It appears that the Office of the Governor has been undergoing a climate change of its own.

It was just last August that Democratic Gov. John Hicklenlooper announced he was weighing an executive order to implement a Colorado-specific climate-action plan that would be even more stringent than the Obama administration’s Clean Power Plan. The Obama plan had been put on hold by a court challenge earlier in the year, and the governor seemed to be saying by his announcement that he wasn’t about to sit still while the climate changed. It was bold talk, ruffling feathers in Colorado’s energy industry while delighting some environmental groups.

Then, what gives with this interview of the guv by Colorado Public Radio a couple of weeks ago—we missed it at the time and just now stumbled across it—in which the governor appears to have scaled back his pending executive order? And by scaled back, we mean his climate plan now could take the form of, oh, say, a commentary he would submit to to his local newspaper.

Yes, you read that right. Here’s the text from the Nov. 21 interview by CPR’s Ryan Warner:

RW: So what about that draft executive order you floated last summer which calls for a 35 percent reduction in greenhouse gasses emissions by 2030?  Would you keep pursuing that knowing that Colorado probably won’t get any more mandates like that from the Federal Government?

JH: Oh, I think we should certainly continue to pursue that 35 percent number if we can do it and not affect people’s electrical bills.

RW:  So that’s still on the table, even under a Trump Administration?

JH: Absolutely, even under a Trump Administration, I think we want to have the – and to be honest, I think if Donald Trump was sitting here beside me he’d agree with this, if for the same cost we can deliver cleaner air, why wouldn’t we do it?  It’s a simple business proposition.

RW:  Any sense of a timeline for pursuing that executive order?

JH: Well, I’m not sure whether we’re going to do an executive order or lay it out in an op-ed.  We’re trying to figure out what the right format is.

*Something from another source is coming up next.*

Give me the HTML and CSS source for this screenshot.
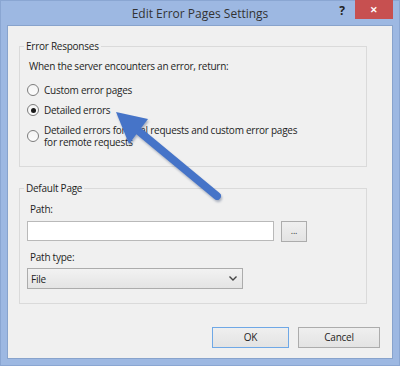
FILE: index.html
```html
<!DOCTYPE html>
<html lang="en">
<head>
  <meta charset="UTF-8">
  <title>Edit Error Pages Settings</title>
  <link rel="stylesheet" href="styles.css">
</head>
<body>

  <div class="window">
    <div class="titlebar">
      <span></span>
      <span class="title">Edit Error Pages Settings</span>
      <div class="controls">
        <span class="help">?</span>
        <span class="close">&#x2715;</span>
      </div>
    </div>

    <div class="client">
      <fieldset class="group responses">
        <legend>Error Responses</legend>
        <p class="prompt">When the server encounters an error, return:</p>
        <label class="radio"><span class="mark"></span><span>Custom error pages</span></label>
        <label class="radio"><span class="mark checked"></span><span>Detailed errors</span></label>
        <label class="radio tall"><span class="mark"></span><span>Detailed errors for local requests and custom error pages<br>for remote requests</span></label>
      </fieldset>

      <fieldset class="group default-page">
        <legend>Default Page</legend>
        <p class="field-label">Path:</p>
        <div class="path-row">
          <div class="textbox"></div>
          <div class="browse">...</div>
        </div>
        <p class="field-label type-label">Path type:</p>
        <div class="select">
          <span>File</span>
          <svg width="8" height="5" viewBox="0 0 8 5"><path d="M0.5 0.5 L4 4 L7.5 0.5" fill="none" stroke="#444" stroke-width="1.4"/></svg>
        </div>
      </fieldset>

      <div class="actions">
        <div class="btn ok">OK</div>
        <div class="btn cancel">Cancel</div>
      </div>
    </div>

    <!-- callout arrow drawn over the dialog -->
    <svg class="arrow" width="400" height="366" viewBox="0 0 400 366">
      <line x1="217" y1="196" x2="135" y2="128" stroke="#4674c8" stroke-width="8" stroke-linecap="round"/>
      <polygon points="116,112 148,119 129,144" fill="#4674c8"/>
    </svg>
  </div>

</body>
</html>
```

FILE: styles.css
```css
:root {
  --frame: #9db8e2;
  --client: #f0f0f0;
  --text: #1e1e1e;
  --group-line: #dadada;
  --control-line: #acacac;
}

body {
  margin: 0;
  font-family: 'Open Sans', 'Noto Sans', sans-serif;
  font-size: 10px;
  letter-spacing: -0.25px;
  color: var(--text);
}

.window {
  position: relative;
  width: 400px;
  height: 366px;
  box-sizing: border-box;
  background: var(--frame);
  border: 1px solid #8aa6d2;
  padding: 0 6px 6px;
  display: flex;
  flex-direction: column;
}

.titlebar {
  height: 24px;
  display: grid;
  grid-template-columns: 1fr auto 1fr;
  align-items: start;
}

.title {
  font-size: 12px;
  letter-spacing: 0;
  line-height: 26px;
  color: #333;
}

.controls {
  display: flex;
  justify-content: flex-end;
}

.help {
  width: 26px;
  line-height: 19px;
  text-align: center;
  font-weight: bold;
  font-size: 12px;
  color: #222;
}

.close {
  width: 38px;
  height: 19px;
  margin-top: -1px;
  background: #c75050;
  color: #fff;
  font-size: 9px;
  font-weight: bold;
  line-height: 20px;
  text-align: center;
}

.client {
  flex: 1;
  background: var(--client);
  border: 1px solid #88a3cc;
  padding: 13px 0 0 11px;
}

.group {
  width: 348px;
  box-sizing: border-box;
  margin: 0;
  padding: 0;
  border: 1px solid var(--group-line);
}

.group legend {
  margin-left: 4px;
  padding: 0 2px;
  line-height: 14px;
}

.responses {
  padding-bottom: 18px;
}

.prompt {
  margin: 5px 0 0 9px;
  line-height: 16px;
}

.radio {
  display: flex;
  align-items: center;
  gap: 5px;
  height: 20px;
  padding-left: 7px;
}

.radio:first-of-type {
  margin-top: 6px;
}

.radio.tall {
  height: 24px;
  margin-top: 4px;
  line-height: 12px;
}

.mark {
  width: 10px;
  height: 10px;
  flex-shrink: 0;
  border: 1px solid #7d7d7d;
  border-radius: 50%;
  background: linear-gradient(#f4f4f4, #fcfcfc);
  display: flex;
  align-items: center;
  justify-content: center;
}

.mark.checked::after {
  content: '';
  width: 5px;
  height: 5px;
  border-radius: 50%;
  background: #1a1a1a;
}

.default-page {
  margin-top: 14px;
  padding-bottom: 14px;
}

.field-label {
  margin: 6px 0 0 10px;
  line-height: 16px;
}

.path-row {
  display: flex;
  align-items: flex-start;
  gap: 7px;
  margin: 4px 0 0 7px;
}

.textbox {
  width: 245px;
  height: 18px;
  background: #fff;
  border: 1px solid #b9b9b9;
}

.browse {
  width: 24px;
  height: 19px;
  border: 1px solid var(--control-line);
  background: linear-gradient(#efefef, #e3e3e3);
  text-align: center;
  line-height: 17px;
  font-size: 9px;
  color: #333;
}

.type-label {
  margin-top: 7px;
}

.select {
  width: 206px;
  height: 19px;
  margin: 3px 0 0 7px;
  border: 1px solid var(--control-line);
  background: linear-gradient(#f2f2f2, #e4e4e4);
  display: flex;
  align-items: center;
  justify-content: space-between;
  padding: 0 5px 0 3px;
}

.actions {
  display: flex;
  justify-content: flex-end;
  gap: 9px;
  margin: 23px 12px 0 0;
}

.btn {
  height: 19px;
  border: 1px solid var(--control-line);
  background: linear-gradient(#efefef, #e3e3e3);
  text-align: center;
  line-height: 19px;
}

.btn.ok {
  width: 75px;
  border-color: #6fa8e6;
}

.btn.cancel {
  width: 80px;
}

.arrow {
  position: absolute;
  left: -1px;
  top: -1px;
  pointer-events: none;
  filter: drop-shadow(1px 2px 1px rgba(40, 60, 100, 0.35));
}
```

It wasn’t clear what had motivated the governor to propose his own plan in the first place. After all, the U.S. Supreme Court ruling last February blocking the Obama plan’s enforcement—thanks to a lawsuit by a number of states, including Colorado, that sought to stop the plan—arguably had done Hick a favor. It had freed him from a no-win issue on which he had found himself caught between his own party’s environmentalists and his own former industry, energy. With the once-imminent federal mandate sidetracked at least temporarily, Hickenlooper could have grumbled that the plan’s fate was out of his hands, and he could have reassured his party’s green wing that he’d supported the plan all along. Easy.

In other words, why kick a hornet’s nest by instead proposing very publicly, as he did, to one-up the administration? Speculation has included that Hickenlooper was simply trying to burnish his credentials for a Cabinet appointment—maybe Interior?—under a Hillary Clinton presidency.

Alas, that was not to be, and the presidential contender who wound up carrying the day Nov. 8 has promised a starkly different approach to climate change and environmental regulation in general. No one knows what will become of the Obama plan now.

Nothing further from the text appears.